Lets examine the previous example and make it into money (dollars): -100 [dollars] with 99.9% chance and +10,000 [dollars] with 0.1% vs 100% chance at +1 [dollar]

When doing the math, you have to take into future consequences as well. For example, if you knew you would be offered 100 loaded bets with an expected payoff of $0.50 in the future, each of which only cost you $1 to participate in, then you have to count this in your original payoff calculation if losing the $100 would prohibit you from being able to take these other bets.

Basically, you have to think through all the long-term consequences when calculating expected payoff, even in dollars.

Then when you try to convert this to utility, it's even more complicated. Is the utility per dollar gained in the +$10,000 case equivalent to the utility per dollar lost in the -$100 case? Would you feel guilty and beat yourself up afterwards if you took a bet that you had a 99.9% chance of losing? Even though a purely rational agent probably shouldn't feel this, it's still likely a factor in most actual humans' utility functions.

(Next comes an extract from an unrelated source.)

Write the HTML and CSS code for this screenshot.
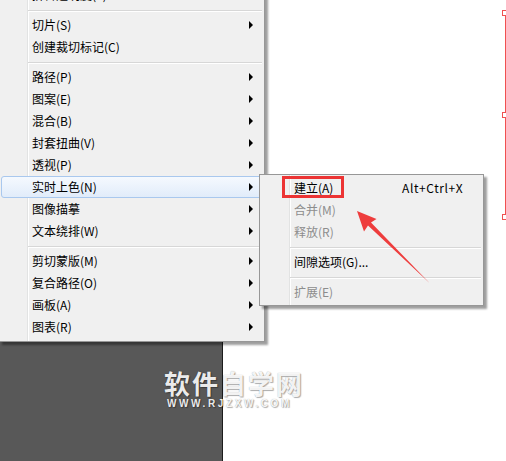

TrustVectoring summed it up well above: If the utility function you think you have prefers B over A, and you prefer A over B, then there's some fact that's missing from the utility function you think you have.

If you still prefer picking the +1 option, then most likely your assessment that the first choice only gives a negative utility of 100 is probably wrong. There are some other factors that make it a less attractive choice.

Comment author: Qiaochu_Yuan 27 January 2014 07:29:36PM *  0 points [-]

Depending on your preferred framework, this is in some sense backwards: utility is, by definition, that thing which it is always correct to choose the action with the highest expected value of (say, in the framework of the von Neumann-Morgenstern theorem).

Comment author: IlyaShpitser 27 January 2014 11:05:47AM *  -1 points [-]

Is it always correct to choose that action with the highest expected utility?

People who play with money don't like high variance, and sometimes trade off some of the mean to reduce variance.